On Wednesday, 25 August 1999 at 1:52:38 +0000, Terry Lambert wrote:
>>> I don't want to express an opinion about the need or otherwise
>>> for mandatory locking, but I would appreciate a teensy
>>> clarification of the problem domain:
>>>
>>> On Mon, Aug 23, 1999 at 05:43:45PM +0930, Greg Lehey wrote:
>>>> To write a block to a RAID-5 device, you need to:
>>>>
>>>> 1. Read the old data into a temporary buffer.
>>>> 2. Read the old parity data corresponding to the data into a
>>>> temporary buffer.
>>>> 3. XOR the two, storing the result in one of the temporary buffers.
>>>> 4. XOR the result with the data which is to be written.
>>>> 5. Write the data block.
>>>> 6. Write the parity block.
>>>
>>> Are you suggesting that random user processes have to do all of
>>> this every time that they access a vinum drive?
>>
>> Yes.
>
> This could also be accomplished with a volume access lock at the
> CAM level.
It could be, but it would introduce unnecessary waits.
> I think what people are missing here is that Vinum, when doing
> software RAID, is implementing a type of namespace escape, only
> it isn't a standard namespace escape.
Interesting terminology. I think you've lost most people already.

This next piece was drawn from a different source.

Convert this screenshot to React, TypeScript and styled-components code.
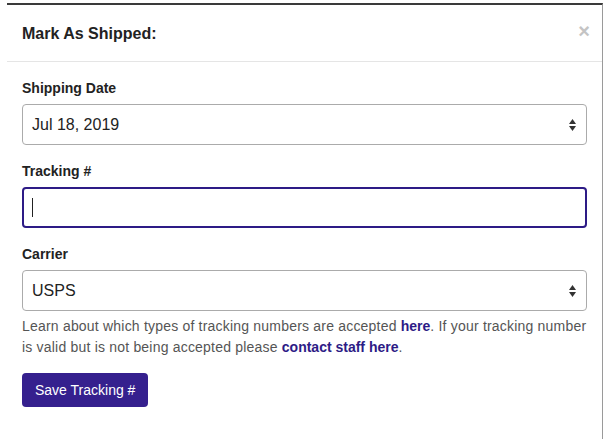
import React from 'react'
import styled, { createGlobalStyle } from 'styled-components'

const GlobalStyle = createGlobalStyle`
  body {
    margin: 0;
    background: #fff;
    font-family: "Liberation Sans", Arial, sans-serif;
    color: #333;
  }
`

const Page = styled.div`
  padding-top: 3px;
  padding-left: 7px;
  height: 436px;
  overflow: hidden;
`

const ModalWrapper = styled.div`
  border-top: 2px solid #3a3a3a;
  border-right: 1px solid #9a9a9a;
  width: 595px;
  height: 100%;
  background: #fff;
`

const Header = styled.div`
  display: flex;
  align-items: center;
  justify-content: space-between;
  height: 56px;
  padding: 0 12px 0 15px;
  border-bottom: 1px solid #e5e5e5;
`

const Title = styled.h4`
  margin: 2px 0 0;
  font-size: 16px;
  font-weight: bold;
  color: #222;
`

const Close = styled.span`
  font-size: 20px;
  font-weight: bold;
  color: #c4c4c4;
  line-height: 1;
  margin-top: -4px;
`

const Body = styled.div`
  padding: 16px 15px;
`

const Group = styled.div`
  margin-bottom: 16px;
`

const Label = styled.div`
  font-size: 14px;
  font-weight: bold;
  color: #222;
  line-height: 20px;
  margin-bottom: 6px;
`

const Box = styled.div<{ $focused?: boolean }>`
  display: flex;
  align-items: center;
  justify-content: space-between;
  height: 41px;
  box-sizing: border-box;
  padding: 0 9px;
  border: ${({ $focused }) => ($focused ? '2px solid #2d1b86' : '1px solid #ababab')};
  border-radius: 4px;
  font-size: 16px;
  color: #222;
  background: #fff;
`

const Caret = styled.span`
  display: block;
  width: 1px;
  height: 19px;
  background: #222;
  margin-left: -1px;
`

const Help = styled.p`
  margin: 5px 0 15px;
  font-size: 14px;
  line-height: 21px;
  letter-spacing: 0.2px;
  color: #555;
`

const Link = styled.a`
  color: #2d1b86;
  font-weight: bold;
  text-decoration: none;
  letter-spacing: 0;
`

const Button = styled.button`
  font-family: "Liberation Sans", Arial, sans-serif;
  font-size: 14px;
  color: #fff;
  background: #35208e;
  border: none;
  border-radius: 4px;
  height: 34px;
  padding: 0 13px;
`

function SelectArrows() {
  return (
    <svg width="9" height="14" viewBox="0 0 9 14">
      <path d="M4.5 1 L8 6 H1 Z" fill="#333" />
      <path d="M4.5 13 L8 8 H1 Z" fill="#333" />
    </svg>
  )
}

export default function App() {
  return (
    <Page>
      <GlobalStyle />
      <ModalWrapper>
        <Header>
          <Title>Mark As Shipped:</Title>
          <Close>×</Close>
        </Header>
        <Body>
          <Group>
            <Label>Shipping Date</Label>
            <Box>
              <span>Jul 18, 2019</span>
              <SelectArrows />
            </Box>
          </Group>
          <Group>
            <Label>Tracking #</Label>
            <Box $focused>
              <Caret />
            </Box>
          </Group>
          <div>
            <Label>Carrier</Label>
            <Box>
              <span>USPS</span>
              <SelectArrows />
            </Box>
          </div>
          <Help>
            Learn about which types of tracking numbers are accepted <Link href="#">here</Link>. If your tracking number
            is valid but is not being accepted please <Link href="#">contact staff here</Link>.
          </Help>
          <Button>Save Tracking #</Button>
        </Body>
      </ModalWrapper>
    </Page>
  )
}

> Because this escapes the whole file, it is _not_ like the Vinum
> usage, which needs to escape parity bits on a block device. The
> Vinum usage needs to prevent access to the file range covered by the
> parity bits, rather than merely protecting the parity bits.
Correct. I lock a stripe at a time.
> It seems to me that this is a proper application of mandatory
> locks.
Sure. It also has nothing to do with the userland file locking I was
talking about in the previous thread.
> For the use proposed by Vinum, however, fcntl() based mandatory
> locks are probably not the proper tool.
Vinum isn't proposing fcntl-based locks. I was looking at them for a
specific application; Vinum has always had its own locking mechanism
(see sys/dev/vinum/vinumlock.c).
> This is because you can only apply locks to devices that have a
> VOP_ADVLOCK on their backing store, and which use the VFSOPS
> based fileops structures.
>
> For the same reason that Linux user lament the inability to
> place advisory range locks on special files in FreeBSD, so, too,
> would Vinum be unable to place mandatory locks through that
> same mechanism against special files in FreeBSD.
>
> To correct this to allow it to work would require hanging the
> locks off of the vnode, instead of hanging them off the backing
> object (I have been suggesting -- and providing patches for --
> this for literally years).
Can you point me to the patches again?